Transient stability enhancement in renewable energy integrated multi-microgrids: A comprehensive and critical analysis

Abstract

Multi-microgrids offer various benefits including the decreased overloading of a single microgrid, more options during faulty conditions, and more utilization of renewable energy resources. However, the implementation of a multi-microgrid brings the challenges such as power system complexity, interconnection issues, bidirectional power flow management, and power flow balancing. In the presence of these challenges, the power flow stability of the multi-microgrids is a challenging problem. In this context, this study evaluates a transient stability analysis model in multi-microgrids using solar photovoltaics, wind power, and a unified power flow controller (UPFC).
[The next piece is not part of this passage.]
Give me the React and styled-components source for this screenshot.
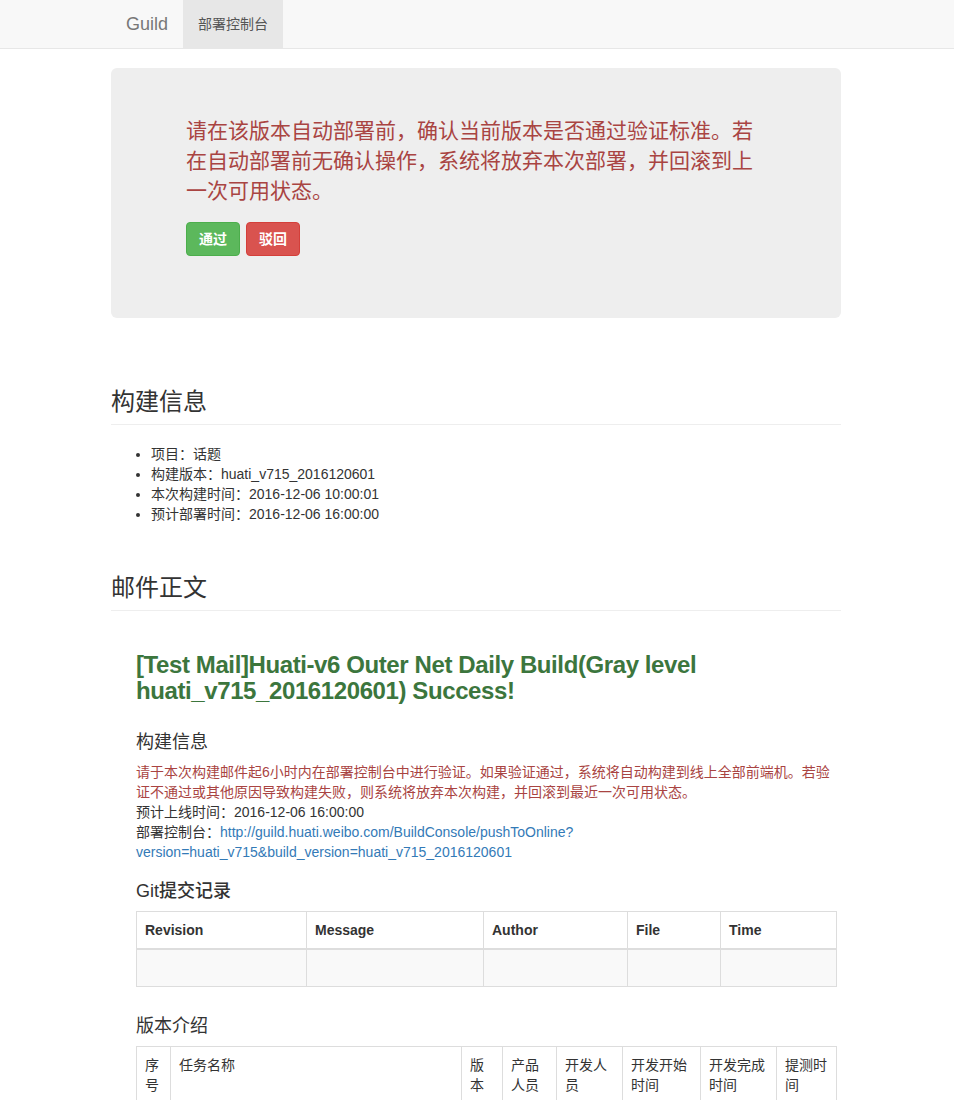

UPFC offers a more robust power flow control strategy compared with other flexible alternating current transmission systems (FACTS) devices. First, a multi-microgrid structure consisting of the two microgrids was designed in DIgSILENT PowerFactory software. Second, the load flow calculation was performed in the absence and presence of UPFC, short circuit fault, and grid connection. Third, the electromagnetic transients (EMT) simulation was performed for all these situations. The results exhibited that the UPFC would offer significant power flow stability in the multi-microgrids. It was observed that the UPFC resulted in more transient stability in the microgrid where it was located. However, it improved the power flow quality at all the locations in the multi-microgrids. In addition, UPFC offered significant transient stability during the fault occurrence. The results offer various insights into power flow management in multi-microgrids.